The one sentence summary

You will be more successful if you stop struggling so hard to plan or control your success.

WHAT THE BOOK SAYS

  • Contrary to what tidy-minded people suggest, if you want to be creative and resilient, you need a little more disorder in your world.
  • There is much to be said for disorganisation, improvisation and confusion. Openness and adaptability are inherently messy.
  • The author covers 9 areas:
  1. Creativity: frustration and distraction help us solve problems in art, science and life.
  2. Collaboration: tidy teams have more fun but messy teamwork gets more done.
  3. Workplaces: it’s nobody else’s business whether you tidy your desk.
  4. Improvisation: there can be unexpected benefits when letting go of the script.
  5. Winning: mess can be used as a weapon in business, politics and war.
  6. Incentives: there are pitfalls to imposing tidy targets on a messy world.
  7. Automation: human messiness can protect us from computerised disaster.
  8. Resilience: believing that cleanliness is next to godliness is dangerous.
  9. Life: mess in our inbox, random conversations and children’s play are all to be valued.

WHAT’S GOOD ABOUT IT

  • Brian Eno uses Oblique Strategy cards to create random direction when recording tracks, such as emphasise the flaws, and only a part, not the whole.
  • Weak filters: people who get easily distracted are actually more creative, because they take in more stimuli.
  • Printing documents in challenging typefaces makes people read them more carefully.
  • Teams made up of friends have more fun but perform worse than mixed groups who have more conflict.
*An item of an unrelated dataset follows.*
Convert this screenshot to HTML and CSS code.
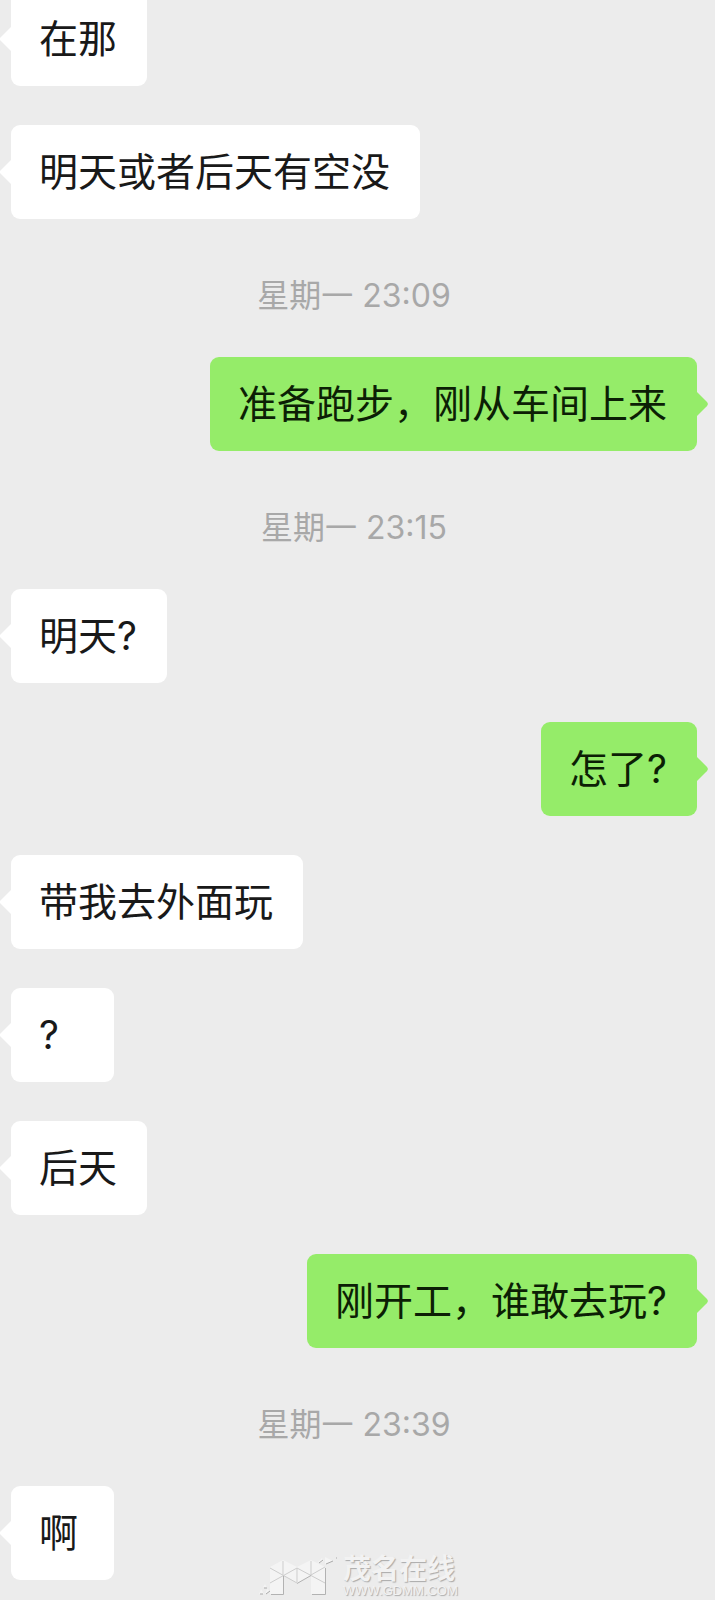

Tension is beneficial.
  • The 5S system of management stands for sort, straighten, shine, standardise and sustain. But it doesn’t work as a way to organise offices because staff feel disempowered. Empowered offices are 30% more productive, and people flourish when they control their own space.
  • Filers and pilers: pilers win, because they keep less and regularly ditch material when there is too much on their desk. Filers have so much they often can’t find things.
  • The paradox of automation describes how humans become less and less competent when they rely too much on machines. When something goes wrong, such as in airplanes, it’s a disaster.
  • Automation bias places too much emphasis on the choice a machine has made, such as when people drive into a lake blindly following their GPS.
  • Dutch traffic engineer Hans Monderman invented the He removed all lights from a roundabout and let the drivers sort it out. They do, approaching with more caution and attention, thus reducing accidents.
  • Broken windows policing is now somewhat discredited – there isn’t really a correlation between keeping a neighbourhood neat and lower crime.

WHAT YOU HAVE TO WATCH

  • It is, as ever with this author, beautifully argued.